In war, sometimes the best defence is a good offence. By crippling an opponent's weapons, causing chaos and confusion, or disabling their infrastructure, it is possible to thwart an impending attack.
Article continues below
To fight cybercrime, governments may also need to conduct retaliatory measures. Of course, there is the pesky problem of international laws and even knowing which enemy to attack, but security experts say a certain level of counter-cyberterrorism might be warranted as the cyberwar escalates.
Benjamin Wrightis an attorney, instructor at the SANS Institute, and book author who told TechRadar.com about several ways cyber retaliation could work, and that in some cases it may be the only way to stop cybercriminals from infesting computers with botnets and malware.

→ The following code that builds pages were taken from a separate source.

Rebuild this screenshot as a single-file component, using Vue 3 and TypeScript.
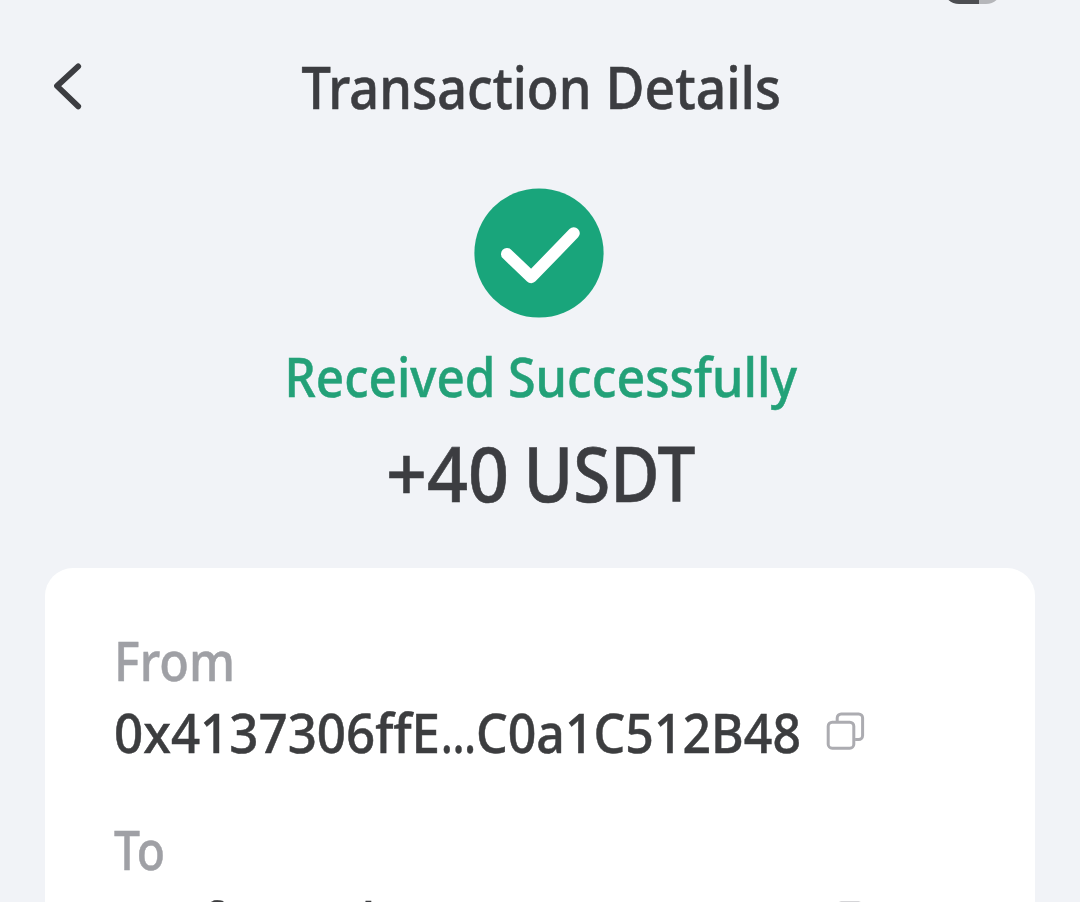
<script setup lang="ts">
interface Segment {
  text: string
  x: number
  width: number
}

interface Party {
  label: string
  labelX: number
  labelWidth: number
  segments: Segment[]
}

const title: Segment[] = [
  { text: 'Transaction', x: 3.5, width: 290 },
  { text: 'Details', x: 307.5, width: 175.5 },
]

const status: Segment[] = [
  { text: 'Received', x: 3.5, width: 211 },
  { text: 'Successfully', x: 227, width: 289 },
]

const amount: Segment[] = [
  { text: '+40', x: 5, width: 123 },
  { text: 'USDT', x: 142.5, width: 172 },
]

const parties: Party[] = [
  {
    label: 'From',
    labelX: 1,
    labelWidth: 121,
    segments: [
      { text: '0x4137306ffE', x: 1, width: 326 },
      { text: '...', x: 328, width: 35 },
      { text: 'C0a1C512B48', x: 363, width: 325 },
    ],
  },
  {
    label: 'To',
    labelX: 1,
    labelWidth: 51,
    segments: [
      { text: '0xaf', x: 1, width: 107 },
      { text: 'eaceabae', x: 111, width: 225 },
      { text: '...', x: 336, width: 28 },
      { text: 'C7788110', x: 366, width: 248 },
      { text: 'aea', x: 614, width: 74 },
    ],
  },
]
</script>

<template>
  <main class="screen">
    <div class="battery"></div>

    <header class="bar">
      <svg class="back" width="40" height="60" viewBox="0 0 40 60">
        <path d="M33.2 16.4 12 36 33.2 56.4" />
      </svg>
      <svg class="title" width="490" height="80" viewBox="0 0 490 80">
        <text y="59">
          <tspan v-for="part in title" :key="part.text" :x="part.x" :textLength="part.width" lengthAdjust="spacingAndGlyphs">{{ part.text }}</tspan>
        </text>
      </svg>
    </header>

    <section class="summary">
      <svg class="badge" width="130" height="130" viewBox="0 0 130 130">
        <circle cx="65" cy="65" r="64.6" />
        <path d="M33 66 57.2 89.2 99.8 45.2" />
      </svg>
      <svg class="status" width="520" height="80" viewBox="0 0 520 80">
        <text y="60">
          <tspan v-for="part in status" :key="part.text" :x="part.x" :textLength="part.width" lengthAdjust="spacingAndGlyphs">{{ part.text }}</tspan>
        </text>
      </svg>
      <svg class="amount" width="320" height="100" viewBox="0 0 320 100">
        <text y="80">
          <tspan v-for="part in amount" :key="part.text" :x="part.x" :textLength="part.width" lengthAdjust="spacingAndGlyphs">{{ part.text }}</tspan>
        </text>
      </svg>
    </section>

    <section class="card">
      <article v-for="party in parties" :key="party.label" class="party">
        <svg class="label" width="140" height="70" viewBox="0 0 140 70">
          <text :x="party.labelX" y="51" :textLength="party.labelWidth" lengthAdjust="spacingAndGlyphs">{{ party.label }}</text>
        </svg>
        <div class="line">
          <svg class="address" width="700" height="72" viewBox="0 0 700 72">
            <text y="53">
              <tspan
                v-for="segment in party.segments"
                :key="segment.text"
                :x="segment.x"
                :textLength="segment.width"
                lengthAdjust="spacingAndGlyphs"
              >{{ segment.text }}</tspan>
            </text>
          </svg>
          <svg class="copy" width="40" height="40" viewBox="0 0 40 40">
            <rect x="2.2" y="11.2" width="25.6" height="26" rx="4" />
            <path d="M11.2 10.5V7a4 4 0 0 1 4-4h17.4a4 4 0 0 1 4 4v17.6a4 4 0 0 1-4 4h-3.5" />
          </svg>
        </div>
      </article>
    </section>
  </main>
</template>

<style>
html,
body {
  margin: 0;
  overflow: hidden;
}
</style>

<style scoped>
.screen {
  position: relative;
  display: flex;
  flex-direction: column;
  width: 1080px;
  height: 902px;
  overflow: hidden;
  background: #f1f3f7;
  font-family: 'Noto Sans', 'Open Sans', sans-serif;
  font-weight: 500;
}

svg {
  display: block;
  flex: none;
  overflow: visible;
}

.battery {
  position: absolute;
  top: -28px;
  left: 943px;
  width: 59px;
  height: 32px;
  border-radius: 16px;
  background: linear-gradient(90deg, #4d4e52 36px, #b5b6ba 36px);
}

.bar {
  display: flex;
  flex: none;
  height: 130px;
  padding: 50px 0 0 45px;
  box-sizing: border-box;
}

.back {
  fill: none;
  stroke: #3c3d41;
  stroke-width: 5.8;
  stroke-linecap: round;
  stroke-linejoin: round;
}

.title {
  margin-left: 213px;
  font-size: 58.5px;
  fill: #3c3d41;
  stroke: #3c3d41;
  stroke-width: 0.6;
}

.summary {
  display: flex;
  flex: none;
  flex-direction: column;
  align-items: center;
  height: 438px;
  padding-top: 57.5px;
  box-sizing: border-box;
}

.badge {
  margin-right: 2px;
  fill: #19a57b;
}

.badge path {
  fill: none;
  stroke: #fff;
  stroke-width: 12;
  stroke-linecap: round;
  stroke-linejoin: round;
}

.status {
  margin-top: 19.5px;
  margin-left: 2px;
  font-size: 55px;
  fill: #23a178;
  stroke: #23a178;
  stroke-width: 0.5;
}

.amount {
  margin-top: 5px;
  margin-left: 2px;
  font-size: 76px;
  fill: #3c3d41;
  stroke: #3c3d41;
  stroke-width: 0.6;
}

.card {
  flex: none;
  width: 990px;
  height: 400px;
  margin-left: 45px;
  padding: 62px 0 0 68px;
  box-sizing: border-box;
  border-radius: 28px;
  background: #fff;
}

.party {
  height: 189px;
}

.label {
  font-size: 54.5px;
  fill: #9fa0a5;
  stroke: #9fa0a5;
  stroke-width: 0.5;
}

.line {
  display: flex;
  align-items: flex-start;
}

.address {
  font-size: 54.5px;
  fill: #3c3d3f;
  stroke: #3c3d3f;
  stroke-width: 0.5;
}

.copy {
  margin: 11px 0 0 13px;
  fill: none;
  stroke: #acacb1;
  stroke-width: 3;
}
</style>
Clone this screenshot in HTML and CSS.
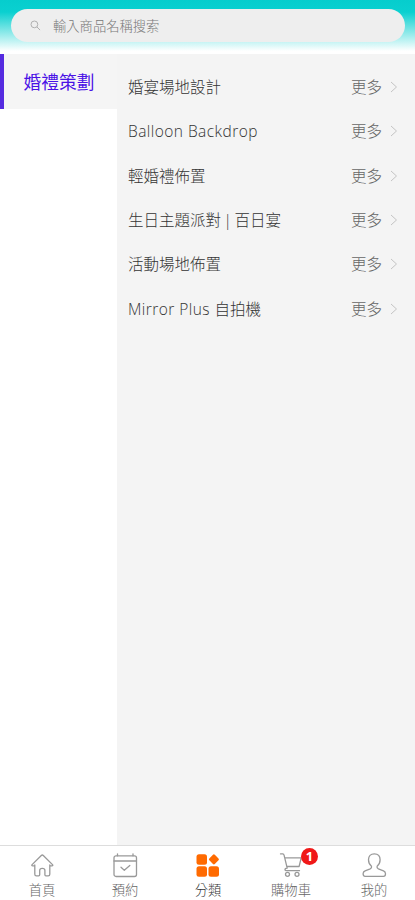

Wrightsays the security field is full of nuance - there is no easy way to make one sweeping strike at an online adversary, suggesting that the UK or US would not be able to infect a spam purveyor overseas or take down a malware company with just one virus or counter-attack.
Instead, there are other forms of what he calls cyber-trickery that could be much more effective anyway, and more legal.
HOW BOTNETS WORK: This Microsoft description of how a worldwide botnet works shows the main command and control center is disabled. Image courtesy of Microsoft
One tactic currently in use is to predict how botnets can damage computer systems, and to write programs that automatically disable them. He says another approach that is used is to send fake data to a phishing scam site and overload it so that the data collection is useless.
Another approach, he says, is for government agencies to dissect the spam files, viruses, and malware to learn the identity of the cybercriminals. For example, there could be an IP address hidden in the code or as part of the spam message that governments could use to track down the perpetrators.
None of these measures are overly aggressive or hostile. Security expert Randall Pouliot, who worked as a penetration test team leader for the US government, says infecting the infectors is not wise.
"A government attacking another sovereign nation would violate international law and would also open the attacker to potential attribution unless they have deployed extremely sophisticated proxying techniques which would improve potential obfuscation," says Pouliot.
"If the cybercriminal were within US borders then US Code would apply. I'd expect computer or network attack would run the gambit from surreptitious data alteration to cause preferred effects to a straight out DDoS."
That said, one of the best counter-attacks involves legal action. Last year, Microsoft used this approach against the Waledac botnet, which had sent about 1.5 billion spam messages per day.
WALEDAC: Before taking civil action against the Waledac botnet, the spamming agent attacked these worldwide locations [Image credit: Microsoft]
Microsoft filed a civil action against Waledac and shut down the service. Since then, a few off-shoot botnots have sprung to life, many using the fast-flux method of quickly changing domain names, but the original host is now comatose and not capable of replicating, making any new related botnet attacks much less likely.
"A lawsuit is just one of many steps a defender can take to establish legal justification," says Wright."Another step is to post legal terms and conditions on the defender's network that say the attacker consents to the defender taking appropriate security measures to thwart him."
Pouliot says counter-assaults are probably an everyday occurrence, carried out by every government entity in the world, but there is no hard evidence that they are effective.
Still, the issue is being addressed. Last week, the FBI in the US announced they will research new counter-measures against terrorists and hacktavists who use social networks, private chat software like IRQ, and IP phone systems like Skype to communicate in real-time.
Wright says the FBI has to move to more sophisticated surveillance techniques because most of the reporting they do now is in capturing existing data but not in monitoring real-time or near-real-time communications on private nets.